Mes impressions: Je n’aurais pas la prétention de dire que j’ai trouvé ce texte facile d’accès; j’ai bien souvent relu les paragraphes afin de bien tout comprendre et chercher des mots dans le dictionnaire, mais pour quiconque s’accroche, réfléchit un minimum et s’intéresse véritablement au coeur du sujet il est impressionnant. Nous ne sommes que 5 ans après la fin de la seconde guerre mondiale et je trouve que son analyse est extrêmement pointue et bénéficie d’une belle prise de hauteur même si on sent qu’elle peut aller plus loin par la suite (et c’est d’ailleurs ce qu’elle fera). La preuve en est qu’elle a maintes et maintes fois retravaillé son texte. Le schéma suivi par Harendt est clairement expliqué et j’adhère à la démonstration qu’elle fait entre l’idéologie et la terreur, ainsi que le comparatif des régimes politiques: monarchie, république et dictature et ce qui les qualifient. Ses recherches se basent sur des analyses précédentes dont elle retire la substantifique moelle afin de poser les bases de sa réflexion. J’apprécie énormément son travail qui me permet d’appréhender un concept difficilement explicable: comprendre les motivations des régimes totalitaires, une de leur manière de raisonner d’un point de vue intellectuel et philosophique est intéressant mais aussi violent; on dépasse l’opposition du bien et du mal en répondant à des questions aussi simples que complexes (Comment? Pourquoi? De quelle manière? Et l’objectif? Mais que s’est-il passé dans leur tête? …)   
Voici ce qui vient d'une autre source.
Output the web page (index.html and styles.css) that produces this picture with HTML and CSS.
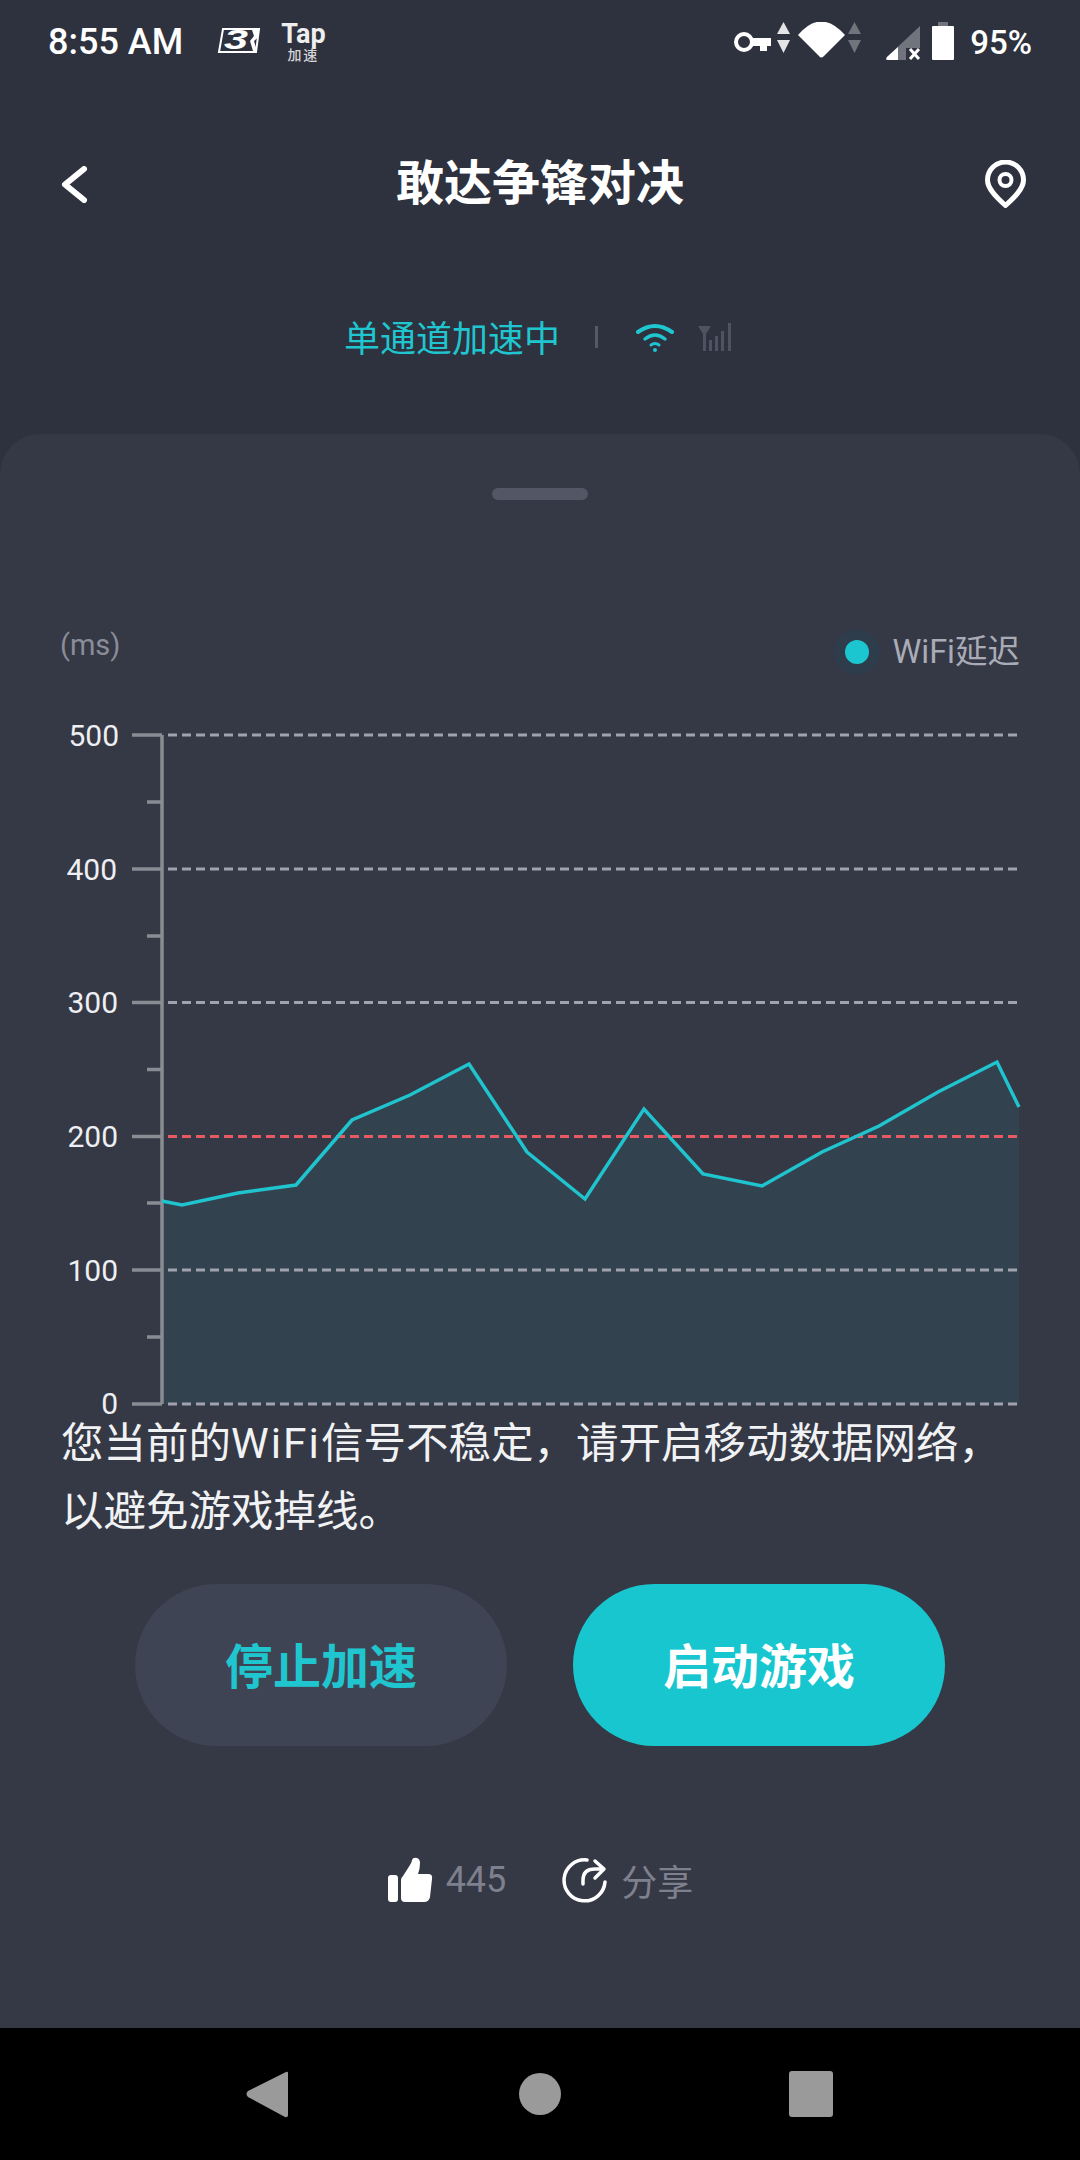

Cette première approche des textes d’Hannah Arendt est une découverte. J’adhère à sa façon de penser, il ne reste plus qu’à creuser…

 

5 réflexions sur “Idéologie et terreur, Hannah Arendt

  1. Comme toi, le film m’a donné envie d’aller plus loin et de dépasser mon désamour pour la philo. Puisque ce livre ne t’a pas semblé d’un accès impossible, je le note.